From the listing below, copy word for word every line starting at the one that includes "Generate a component" and ending at the one that includes "shrink-0 pl-[17px] pt-[14px]"; the pictures are omitted.

-- Start RECORD LIST --

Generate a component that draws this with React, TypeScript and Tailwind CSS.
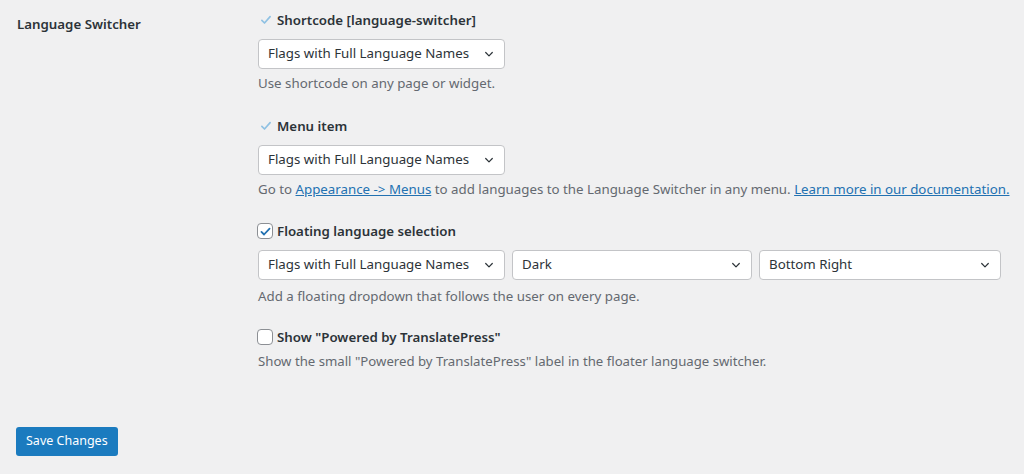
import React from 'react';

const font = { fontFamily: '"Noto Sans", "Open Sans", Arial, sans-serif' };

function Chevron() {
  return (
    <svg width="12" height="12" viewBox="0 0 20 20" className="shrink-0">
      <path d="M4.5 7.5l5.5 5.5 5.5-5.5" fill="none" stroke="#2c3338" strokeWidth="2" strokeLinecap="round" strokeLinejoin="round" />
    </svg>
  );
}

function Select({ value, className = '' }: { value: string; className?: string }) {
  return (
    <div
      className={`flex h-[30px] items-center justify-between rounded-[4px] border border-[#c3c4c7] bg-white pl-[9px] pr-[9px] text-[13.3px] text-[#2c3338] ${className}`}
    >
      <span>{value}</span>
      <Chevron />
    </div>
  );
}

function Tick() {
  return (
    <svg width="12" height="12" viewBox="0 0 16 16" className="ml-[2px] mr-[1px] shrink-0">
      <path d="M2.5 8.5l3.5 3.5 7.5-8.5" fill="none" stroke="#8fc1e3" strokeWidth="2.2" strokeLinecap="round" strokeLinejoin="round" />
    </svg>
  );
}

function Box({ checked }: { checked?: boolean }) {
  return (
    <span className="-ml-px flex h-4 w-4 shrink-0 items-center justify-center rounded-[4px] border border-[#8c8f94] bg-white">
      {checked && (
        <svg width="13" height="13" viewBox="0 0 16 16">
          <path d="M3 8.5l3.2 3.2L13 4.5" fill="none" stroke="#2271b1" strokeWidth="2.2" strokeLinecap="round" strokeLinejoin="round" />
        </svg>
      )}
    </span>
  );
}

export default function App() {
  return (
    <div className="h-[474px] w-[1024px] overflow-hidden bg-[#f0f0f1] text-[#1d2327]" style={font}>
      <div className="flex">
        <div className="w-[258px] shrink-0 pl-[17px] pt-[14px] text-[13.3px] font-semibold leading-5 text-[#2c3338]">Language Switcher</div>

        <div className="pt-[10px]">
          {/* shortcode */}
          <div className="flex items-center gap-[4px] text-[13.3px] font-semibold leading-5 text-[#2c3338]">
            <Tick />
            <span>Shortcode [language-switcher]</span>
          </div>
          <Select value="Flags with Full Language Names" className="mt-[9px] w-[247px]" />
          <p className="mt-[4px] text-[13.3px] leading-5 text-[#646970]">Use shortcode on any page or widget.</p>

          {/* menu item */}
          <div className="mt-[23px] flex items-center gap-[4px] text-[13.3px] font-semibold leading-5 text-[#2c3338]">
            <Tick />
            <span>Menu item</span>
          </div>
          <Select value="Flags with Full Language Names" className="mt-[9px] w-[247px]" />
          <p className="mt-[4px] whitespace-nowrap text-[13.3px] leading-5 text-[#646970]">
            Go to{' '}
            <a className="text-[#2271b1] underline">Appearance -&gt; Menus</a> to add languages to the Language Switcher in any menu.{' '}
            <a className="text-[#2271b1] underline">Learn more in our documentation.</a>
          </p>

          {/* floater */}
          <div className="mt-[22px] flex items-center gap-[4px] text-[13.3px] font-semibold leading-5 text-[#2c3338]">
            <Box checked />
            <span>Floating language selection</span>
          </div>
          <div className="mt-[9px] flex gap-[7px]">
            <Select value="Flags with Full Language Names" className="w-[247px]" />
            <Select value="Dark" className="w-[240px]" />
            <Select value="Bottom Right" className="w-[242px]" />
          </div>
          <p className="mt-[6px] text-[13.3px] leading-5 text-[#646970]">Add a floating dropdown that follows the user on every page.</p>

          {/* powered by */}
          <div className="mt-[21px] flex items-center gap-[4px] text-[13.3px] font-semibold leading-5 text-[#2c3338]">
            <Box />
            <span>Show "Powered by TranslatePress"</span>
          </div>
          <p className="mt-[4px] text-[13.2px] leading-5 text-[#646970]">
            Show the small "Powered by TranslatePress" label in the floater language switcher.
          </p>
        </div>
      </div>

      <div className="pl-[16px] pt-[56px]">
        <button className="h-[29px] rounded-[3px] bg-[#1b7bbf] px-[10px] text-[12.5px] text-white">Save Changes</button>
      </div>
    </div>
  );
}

-- End RECORD LIST --
-- Start RECORD LIST --

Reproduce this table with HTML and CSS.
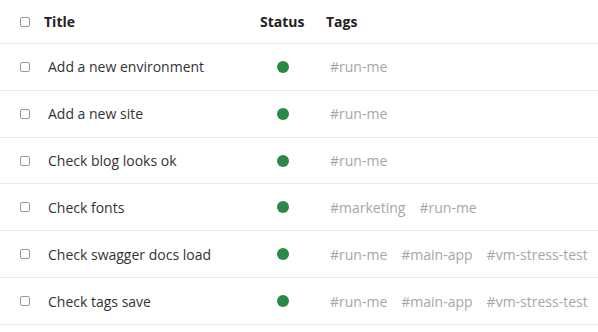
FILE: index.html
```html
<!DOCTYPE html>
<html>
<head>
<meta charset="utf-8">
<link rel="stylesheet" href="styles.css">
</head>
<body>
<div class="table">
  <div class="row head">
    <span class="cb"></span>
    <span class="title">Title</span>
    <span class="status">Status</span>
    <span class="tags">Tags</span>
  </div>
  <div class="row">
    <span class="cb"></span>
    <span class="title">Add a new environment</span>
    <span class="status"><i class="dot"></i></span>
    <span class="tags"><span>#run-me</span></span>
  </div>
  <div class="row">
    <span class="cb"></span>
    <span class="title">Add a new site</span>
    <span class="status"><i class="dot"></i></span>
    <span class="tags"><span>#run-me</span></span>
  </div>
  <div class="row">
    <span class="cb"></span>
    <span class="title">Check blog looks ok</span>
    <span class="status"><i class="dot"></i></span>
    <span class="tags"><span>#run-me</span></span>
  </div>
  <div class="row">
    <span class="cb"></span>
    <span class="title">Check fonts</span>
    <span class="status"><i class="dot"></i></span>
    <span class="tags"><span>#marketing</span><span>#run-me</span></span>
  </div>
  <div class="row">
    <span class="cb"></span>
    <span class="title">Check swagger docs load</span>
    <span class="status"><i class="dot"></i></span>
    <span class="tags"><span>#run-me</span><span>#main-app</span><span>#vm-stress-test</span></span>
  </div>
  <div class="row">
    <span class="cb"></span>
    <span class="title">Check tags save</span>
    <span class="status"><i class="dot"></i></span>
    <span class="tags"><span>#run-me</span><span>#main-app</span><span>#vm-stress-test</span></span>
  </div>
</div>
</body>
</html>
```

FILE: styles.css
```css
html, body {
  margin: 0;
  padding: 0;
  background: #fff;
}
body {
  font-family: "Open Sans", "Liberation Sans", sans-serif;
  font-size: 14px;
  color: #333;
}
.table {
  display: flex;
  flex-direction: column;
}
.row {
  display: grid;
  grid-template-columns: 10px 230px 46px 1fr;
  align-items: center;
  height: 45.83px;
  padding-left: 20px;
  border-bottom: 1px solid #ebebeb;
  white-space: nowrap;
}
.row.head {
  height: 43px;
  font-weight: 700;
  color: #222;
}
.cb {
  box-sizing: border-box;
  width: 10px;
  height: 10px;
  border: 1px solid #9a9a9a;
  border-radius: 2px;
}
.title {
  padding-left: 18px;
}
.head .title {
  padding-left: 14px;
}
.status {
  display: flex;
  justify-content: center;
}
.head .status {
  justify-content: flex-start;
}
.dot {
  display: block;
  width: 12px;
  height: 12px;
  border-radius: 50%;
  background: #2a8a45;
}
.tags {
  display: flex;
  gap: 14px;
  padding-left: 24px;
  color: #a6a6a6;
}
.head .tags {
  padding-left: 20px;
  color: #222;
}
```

-- End RECORD LIST --

### RESULT FOR THIS TASK
Generate a component that draws this with React, TypeScript and Tailwind CSS.
import React from 'react';

const font = { fontFamily: '"Noto Sans", "Open Sans", Arial, sans-serif' };

function Chevron() {
  return (
    <svg width="12" height="12" viewBox="0 0 20 20" className="shrink-0">
      <path d="M4.5 7.5l5.5 5.5 5.5-5.5" fill="none" stroke="#2c3338" strokeWidth="2" strokeLinecap="round" strokeLinejoin="round" />
    </svg>
  );
}

function Select({ value, className = '' }: { value: string; className?: string }) {
  return (
    <div
      className={`flex h-[30px] items-center justify-between rounded-[4px] border border-[#c3c4c7] bg-white pl-[9px] pr-[9px] text-[13.3px] text-[#2c3338] ${className}`}
    >
      <span>{value}</span>
      <Chevron />
    </div>
  );
}

function Tick() {
  return (
    <svg width="12" height="12" viewBox="0 0 16 16" className="ml-[2px] mr-[1px] shrink-0">
      <path d="M2.5 8.5l3.5 3.5 7.5-8.5" fill="none" stroke="#8fc1e3" strokeWidth="2.2" strokeLinecap="round" strokeLinejoin="round" />
    </svg>
  );
}

function Box({ checked }: { checked?: boolean }) {
  return (
    <span className="-ml-px flex h-4 w-4 shrink-0 items-center justify-center rounded-[4px] border border-[#8c8f94] bg-white">
      {checked && (
        <svg width="13" height="13" viewBox="0 0 16 16">
          <path d="M3 8.5l3.2 3.2L13 4.5" fill="none" stroke="#2271b1" strokeWidth="2.2" strokeLinecap="round" strokeLinejoin="round" />
        </svg>
      )}
    </span>
  );
}

export default function App() {
  return (
    <div className="h-[474px] w-[1024px] overflow-hidden bg-[#f0f0f1] text-[#1d2327]" style={font}>
      <div className="flex">
        <div className="w-[258px] shrink-0 pl-[17px] pt-[14px] text-[13.3px] font-semibold leading-5 text-[#2c3338]">Language Switcher</div>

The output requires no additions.